General characteristics
- Type: Cruise ship
- Tonnage: 109,000–116,000 GT
- Length: 951 ft (289.86 m)
- Beam: 118 ft (35.97 m)
- Draught: 26 ft (7.92 m)
- Decks: Grand and Gem class: 17 total, 13 passenger; Caribbean class: 18 total, 14 passenger; Crown class: 19 total, 15 passenger; Ventura class: 19 total, 14 passenger;
- Propulsion: Diesel-electric
- Capacity: 2,600–3,114 passengers
- Crew: 1,200

= Grand-class cruise ship =

Class of cruise ships

The Grand class is a class of cruise ships. Ships in this class are operated by the cruise lines Princess Cruises, P&O Cruises, P&O Cruises Australia and Carnival Cruise Line. The class consists of several subclasses of sister ships, most of which were built by Fincantieri in Monfalcone and Trieste, northern Italy. The first vessel of the original Grand class, , entered service in 1998.

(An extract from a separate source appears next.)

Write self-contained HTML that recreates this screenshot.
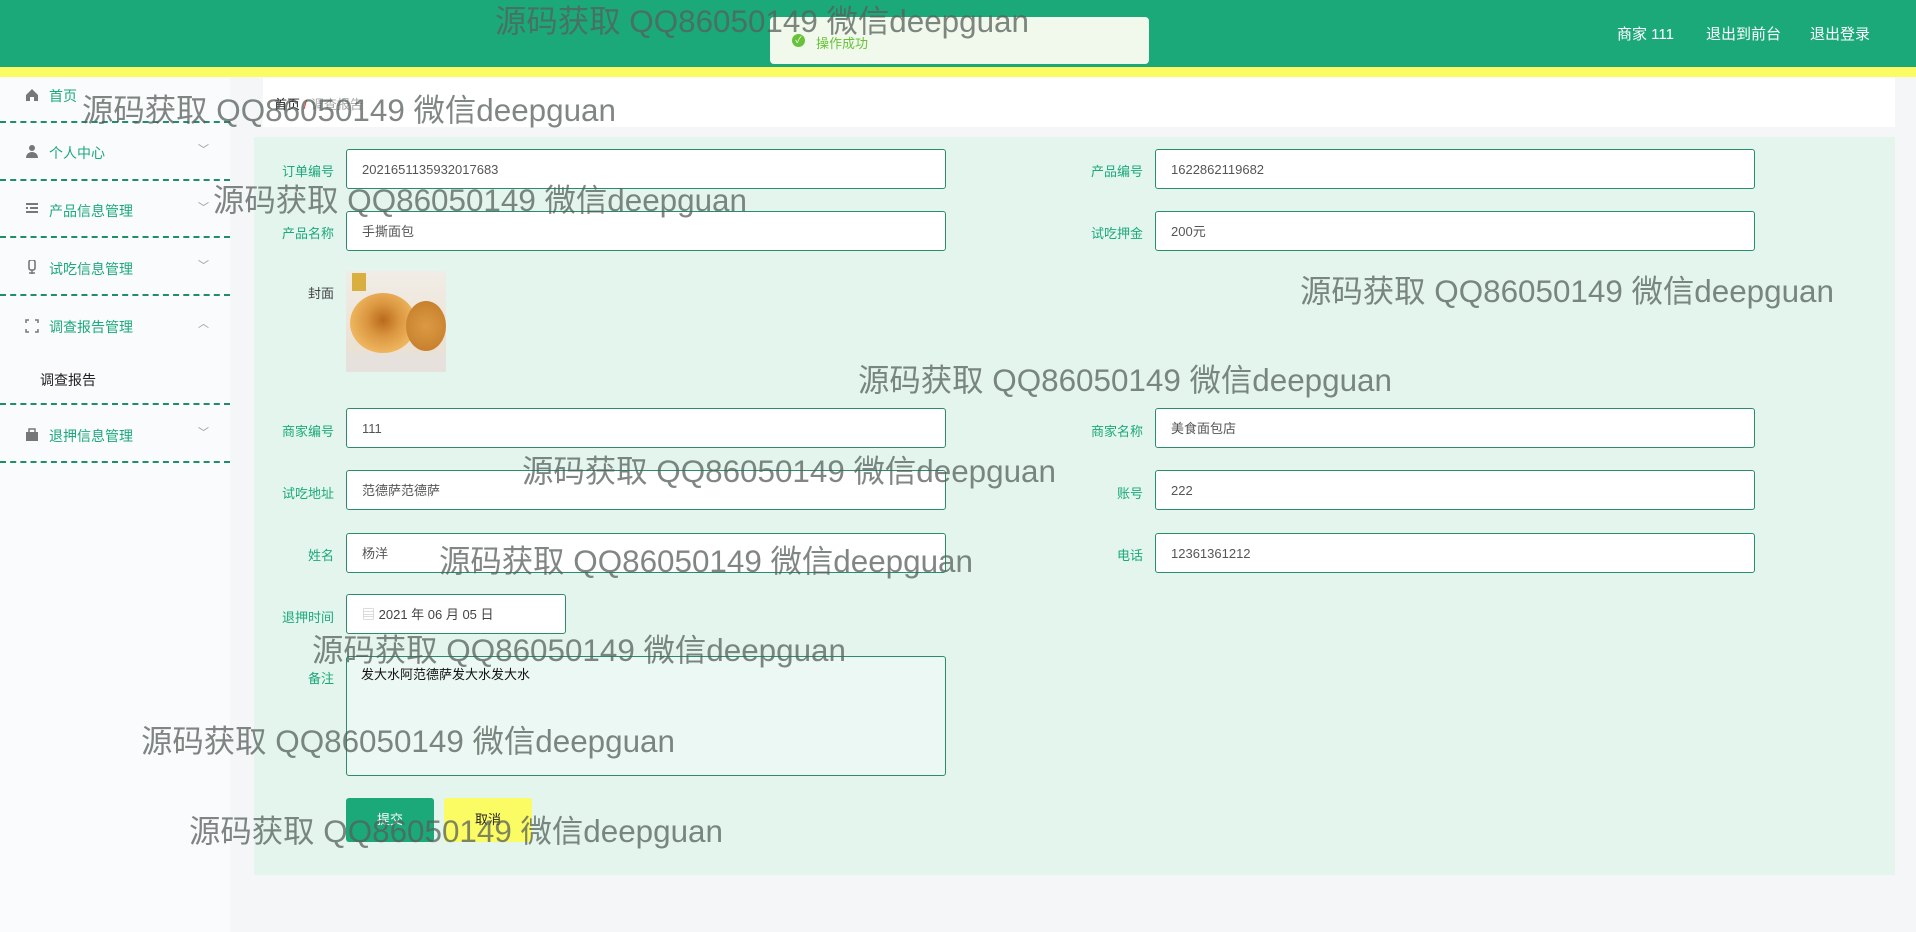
<!DOCTYPE html>
<html><head><meta charset="utf-8"><style>
*{box-sizing:border-box;margin:0;padding:0}
body{width:1916px;height:932px;position:relative;overflow:hidden;background:#f4f6f8;font-family:"Liberation Sans","Noto Sans CJK SC",sans-serif;font-size:14px}
.hdr{position:absolute;left:0;top:0;width:1916px;height:67px;background:#1ca97a}
.yl{position:absolute;left:0;top:67px;width:1916px;height:10px;background:#fbfc64}
.hl{position:absolute;top:23px;color:#fff;font-size:15px}
.side{position:absolute;left:0;top:77px;width:230px;height:855px;background:#fafbfc}
.si{position:absolute;left:49px;color:#1ca97a;font-size:14px}
.ic{position:absolute;left:25px;width:14px;height:14px;color:#888}
.ar{position:absolute;left:198px;color:#999;font-size:11px}
.dl{position:absolute;left:0;width:230px;border-top:2px dashed #1f8f66}
.bc{position:absolute;left:263px;top:77px;width:1632px;height:50px;background:#fff}
.panel{position:absolute;left:254px;top:137px;width:1641px;height:738px;background:#e4f5ee}
.lb{position:absolute;width:100px;text-align:right;color:#1ca97a;font-size:13px}
.in{position:absolute;width:600px;height:40px;background:#fff;border:1px solid #2a8c6a;border-radius:3px;padding-left:15px;line-height:40px;color:#555;font-size:13px}
.wm{position:absolute;font-size:31.4px;line-height:1;color:rgba(85,95,90,0.75);white-space:nowrap;font-family:"Liberation Sans","Noto Sans CJK SC",sans-serif}
</style></head><body>
<div class="hdr"></div><div class="yl"></div>
<div style="position:absolute;left:770px;top:17px;width:379px;height:47px;background:#f0f9eb;border-radius:4px"></div>
<div style="position:absolute;left:792px;top:34px;width:13px;height:13px;border-radius:50%;background:#67c23a;color:#fff;font-size:9px;text-align:center;line-height:13px">✓</div>
<div style="position:absolute;left:816px;top:33px;color:#67c23a;font-size:13px">操作成功</div>
<div class="hl" style="left:1617px">商家 111</div>
<div class="hl" style="left:1706px">退出到前台</div>
<div class="hl" style="left:1810px">退出登录</div>

<div class="side"></div>
<svg class="ic" style="top:88px" viewBox="0 0 14 14"><path d="M1 7L7 1l6 6v6H9V9H5v4H1z" fill="#777"/></svg>
<div class="si" style="top:86px">首页</div>
<div class="dl" style="top:121px"></div>
<svg class="ic" style="top:144px" viewBox="0 0 14 14"><circle cx="7" cy="4" r="3" fill="#777"/><path d="M1 14c0-4 3-6 6-6s6 2 6 6z" fill="#777"/></svg>
<div class="si" style="top:143px">个人中心</div><div class="ar" style="top:141px">﹀</div>
<div class="dl" style="top:179px"></div>
<svg class="ic" style="top:202px" viewBox="0 0 14 14"><path d="M1 2h12M5 6h8M1 10h12M1 6h2" stroke="#777" stroke-width="2"/></svg>
<div class="si" style="top:201px">产品信息管理</div><div class="ar" style="top:199px">﹀</div>
<div class="dl" style="top:236px"></div>
<svg class="ic" style="top:260px" viewBox="0 0 14 14"><rect x="4" y="0" width="6" height="10" rx="2" fill="none" stroke="#777" stroke-width="1.6"/><path d="M7 10v4M4 13h6" stroke="#777" stroke-width="1.5"/></svg>
<div class="si" style="top:259px">试吃信息管理</div><div class="ar" style="top:257px">﹀</div>
<div class="dl" style="top:294px"></div>
<svg class="ic" style="top:319px" viewBox="0 0 14 14"><path d="M1 4V1h3M10 1h3v3M13 10v3h-3M4 13H1v-3" fill="none" stroke="#777" stroke-width="1.5"/></svg>
<div class="si" style="top:317px">调查报告管理</div><div class="ar" style="top:315px">︿</div>
<div style="position:absolute;left:40px;top:370px;color:#222;font-size:14px">调查报告</div>
<div class="dl" style="top:403px"></div>
<svg class="ic" style="top:428px" viewBox="0 0 14 14"><rect x="1" y="4" width="12" height="9" fill="#777"/><rect x="4" y="1" width="6" height="4" fill="none" stroke="#777" stroke-width="1.5"/></svg>
<div class="si" style="top:426px">退押信息管理</div><div class="ar" style="top:424px">﹀</div>
<div class="dl" style="top:461px"></div>

<div class="bc"></div>
<div style="position:absolute;left:274px;top:94px;font-size:13px;color:#222">首页 <span style="color:#e44">/</span> <span style="color:#aaa">调查报告</span></div>

<div class="panel"></div>
<div class="lb" style="left:234px;top:161px">订单编号</div><div class="in" style="left:346px;top:149px">2021651135932017683</div>
<div class="lb" style="left:1043px;top:161px">产品编号</div><div class="in" style="left:1155px;top:149px">1622862119682</div>
<div class="lb" style="left:234px;top:223px">产品名称</div><div class="in" style="left:346px;top:211px">手撕面包</div>
<div class="lb" style="left:1043px;top:223px">试吃押金</div><div class="in" style="left:1155px;top:211px">200元</div>
<div class="lb" style="left:234px;top:283px;color:#444">封面</div>
<div style="position:absolute;left:346px;top:271px;width:100px;height:101px;background:linear-gradient(#f1ede6,#e9ded0);overflow:hidden">
<div style="position:absolute;left:4px;top:22px;width:66px;height:60px;border-radius:50%;background:radial-gradient(circle at 50% 45%,#b96a1c 0,#db9640 35%,#eeb65e 70%,#c98a3c 100%)"></div>
<div style="position:absolute;left:60px;top:30px;width:40px;height:50px;border-radius:50%;background:radial-gradient(circle,#dc9a44,#c27a28)"></div>
<div style="position:absolute;left:0;top:82px;width:100px;height:19px;background:#e6e1dc"></div>
</div>
<div style="position:absolute;left:352px;top:273px;width:14px;height:18px;background:#d9b040"></div>
<div class="lb" style="left:234px;top:421px">商家编号</div><div class="in" style="left:346px;top:408px">111</div>
<div class="lb" style="left:1043px;top:421px">商家名称</div><div class="in" style="left:1155px;top:408px">美食面包店</div>
<div class="lb" style="left:234px;top:483px">试吃地址</div><div class="in" style="left:346px;top:470px">范德萨范德萨</div>
<div class="lb" style="left:1043px;top:483px">账号</div><div class="in" style="left:1155px;top:470px">222</div>
<div class="lb" style="left:234px;top:545px">姓名</div><div class="in" style="left:346px;top:533px">杨洋</div>
<div class="lb" style="left:1043px;top:545px">电话</div><div class="in" style="left:1155px;top:533px">12361361212</div>
<div class="lb" style="left:234px;top:607px">退押时间</div><div class="in" style="left:346px;top:594px;width:220px;color:#444"><span style="color:#bbb">▤</span> 2021 年 06 月 05 日</div>
<div class="lb" style="left:234px;top:668px">备注</div>
<div style="position:absolute;left:346px;top:656px;width:600px;height:120px;background:#ecf8f3;border:1px solid #2a8c6a;border-radius:3px;padding:7px 14px;color:#111;font-size:13px">发大水阿范德萨发大水发大水</div>
<div style="position:absolute;left:346px;top:798px;width:88px;height:44px;background:#1ca97a;border-radius:3px;color:#fff;text-align:center;line-height:44px;font-size:13px">提交</div>
<div style="position:absolute;left:444px;top:798px;width:88px;height:44px;background:#fbfc64;border-radius:3px;color:#222;text-align:center;line-height:44px;font-size:13px">取消</div>

<div class="wm" style="left:495px;top:6px">源码获取 QQ86050149 微信deepguan</div>
<div class="wm" style="left:82px;top:95px">源码获取 QQ86050149 微信deepguan</div>
<div class="wm" style="left:213px;top:185px">源码获取 QQ86050149 微信deepguan</div>
<div class="wm" style="left:1300px;top:276px">源码获取 QQ86050149 微信deepguan</div>
<div class="wm" style="left:858px;top:365px">源码获取 QQ86050149 微信deepguan</div>
<div class="wm" style="left:522px;top:456px">源码获取 QQ86050149 微信deepguan</div>
<div class="wm" style="left:439px;top:546px">源码获取 QQ86050149 微信deepguan</div>
<div class="wm" style="left:312px;top:635px">源码获取 QQ86050149 微信deepguan</div>
<div class="wm" style="left:141px;top:726px">源码获取 QQ86050149 微信deepguan</div>
<div class="wm" style="left:189px;top:816px">源码获取 QQ86050149 微信deepguan</div>
</body></html>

Ships of the later subclasses are based on the Grand class, but have modifications such as additional decks and varied placement of facilities such as the nightclub and restaurants. The structure used as a nightclub is a signature element of Princess Cruises' ships in the Grand class and derived classes. The nightclub either overhangs the stern of the ship (Grand and Caribbean classes) or is located just aft of the funnel (Gem and Crown classes).

The Gem class of ships is based primarily on the Grand class, but has a much larger funnel, modifies the placement of the nightclub to be just aft of the funnel and also modifies the number of restaurants. The two Gem-class ships were built by Mitsubishi in Nagasaki, Japan in 2004.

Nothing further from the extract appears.